Doch bevor es so weit ist, haben die Demoskopen das Sagen. Die letzte Umfrage weist darauf hin, dass das "Ja"-Lager in den vergangenen Tagen weiter zulegen konnte, die Gegner einer Sezession aber immer noch in Führung liegen. Unter denen, die sich für ein Lager entschieden haben, waren zuletzt 48 Prozent für die Unabhängigkeit, 52 Prozent dagegen.

Salmond beschwörtseine Landsleute

Damit haben die Abspalter weitere drei Prozentpunkte dazugewonnen, das "Nein"-Lager hat drei Prozentpunkte verloren. Die große Frage ist, wie sich die unentschiedenen 14 Prozent entscheiden werden. Klar ist, dass die Zeit auf Seite des "Ja"-Lagers steht, das in den Umfragen immer stärker zulegen konnte. Klar ist auch, dass die, die einen unabhängigen schottischen Staat wollen, stärker motiviert sind. Überhaupt ist die Wahlbegeisterung auf beiden Seiten extrem hoch, 97 Prozent der Schotten haben sich für das Votum registrieren lassen.

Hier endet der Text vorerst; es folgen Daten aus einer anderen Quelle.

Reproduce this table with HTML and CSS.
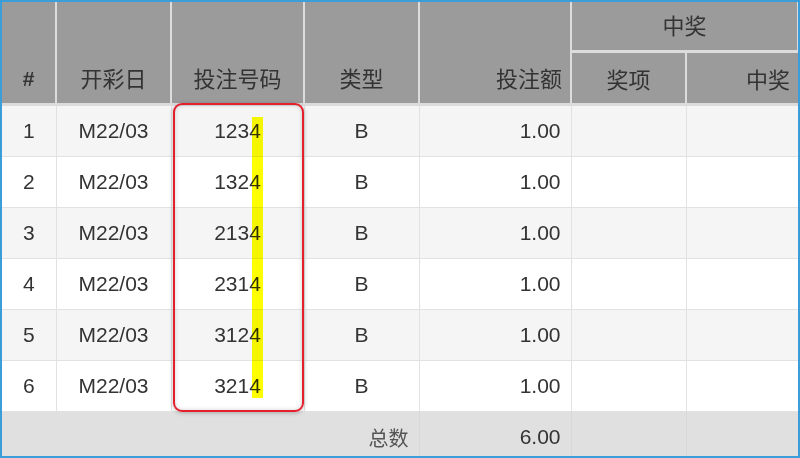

Am Ende könnten es die Frauen sein, die den Ausschlag geben: Mehr Frauen als Männer sind noch unentschlossen, und Frauen stehen einer schottischen Unabhängigkeit tendenziell kritischer gegenüber als Männer. Dazu kommt, dass fast die Hälfte der Schotten überzeugt ist, dass das Parlament in Edinburgh im Fall einer Ablehnung der Unabhängigkeit mehr Kompetenzen erhalten werde - wie es von Tories, Labour und Liberalen versprochen wurde. Da fällt es etwas leichter, nein zu sagen.

SNP-Chef Salmond weiß das. Er hat am Mittwoch zum letzten großen Schlag ausgeholt: Es sei eine einzigartige, historische Chance, die die Schotten in die Hand bekämen, beschwor er seine Landsleute. Eine Chance, die nicht wiederkomme.

Der Ablauf des Votums

Die Wahllokale sind am Donnerstag von 08.00 bis 23.00 Uhr geöffnet.

Wählen darf jeder, der das 16. Lebensjahr vollendet hat, Brite, Bürger der Europäischen Union oder des Commonwealth ist, offiziell in Schottland lebt und sich für die Wahl registrieren lassen hat. Schotten im Ausland können keine Stimme abgeben.

Fast 4,3 Millionen Menschen haben sich registrieren lassen. Das entspricht einer Wählerschaft von 97 Prozent der Bevölkerung über 16 Jahren.

Auf den Wahlzetteln steht die Frage "Sollte Schottland ein unabhängiges Land sein?" sowie die Antworten "Ja" oder "Nein".

Offiziell wird der Ausgang erst verkündet, wenn die Auszählungen aus allen Wahlbezirken vorliegen. Sie werden nach und nach verlesen, so dass sich ein Trend ablesen lässt.

Mit ersten Ergebnissen wird am Freitag gegen 03.00 Uhr gerechnet. Die Resultate aus Glasgow, Edinburgh und Aberdeen werden aber nicht vor 06.00 Uhr früh erwartet. Der Wahlkommission zufolge dürfte "zur Frühstückszeit" am Freitag ein landesweites Ergebnis feststehen.